При всем разнообразии литературных словарей двадцатилетних, воздух реальности, которую они представляют, один: главное назначение молитвы — заклясть одиночество. Резкая прямота другого молодого поэта — Анны Русс — в той же самой ситуации никаких эротических иносказаний не допускает: “Просто дай мне знать, что Ты здесь, со мной, освети меня фарою неземной… как-то лучше, чтоб кто-нибудь — за спиной… Ты меня еще любишь, нет?” У Идлис, предавшейся зыбкости водной стихии, все многослойней, темней, закодированней. Святая вода проливается жидкостью, “на две трети” наполняющей человеческое тело, молитва, совмещенная с любовным монологом, “целуется позвонку”; эротика есть способ обращения к Богу посредством движения тел, способ обращения к Создателю на языке, максимально понятном созданию. Кульминация сюжета духовного совпадает с кульминацией чувства земного; дело еще и в том, что эта высшая точка существования предстает естественным положением вещей.

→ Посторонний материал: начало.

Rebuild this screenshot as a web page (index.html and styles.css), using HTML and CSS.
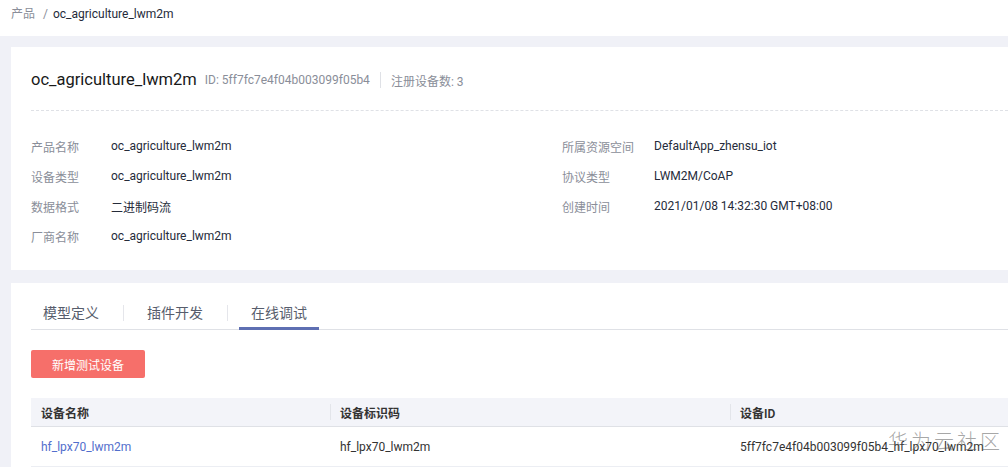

Настоящий герой двадцатилетних как в поэзии, так и вне ее рамок живет на пределе: замолчать для него — то же самое, что задохнуться, потеря захватывающей цельной эмоции равносильна уничтожению себя самого. Значит, эротика олицетворяет зенит жизни тела, а через тела еще и души? Лирическая героиня Идлис ныряет в эротику, как в наркотик, подтверждающий бытие вечной любви, вечной жизни и Бога. Отсутствие наркотика вызывает ломку; лирическая героиня Русс с ощущением этой ломки постоянно живет.
Изначальная враждебность мира по отношению к субъекту, усиленная современностью, прорывается в ее стихи агрессией тотального человеческого одиночества. Метр проседает, пытаясь вместить стихию; там, где Идлис напряженно прислушивается к подземным толчкам, внутренним ритмам разбуженной плоти, Русс через эту стихию идет напролом:
Чтобы стать бесстыжее, надо родить,
Никому не отказывать, всех разводить,
Ни от кого ничего не хотеть,
В дома чужие входить, как в сеть.
Мотивы саморазрушения, свойственные молодой современной поэзии в целом, в лирике Русс достигают критической точки. Космическое одиночество человека, попавшего в марево распыленных в мироздании частиц, отражается в одиночестве личном, интимном, любовном; лирический роман Русс есть роман индивидуальности с фоном: если героиня отвечает за собственную трагедию, то за трагедию деградирующего фона отвечает герой.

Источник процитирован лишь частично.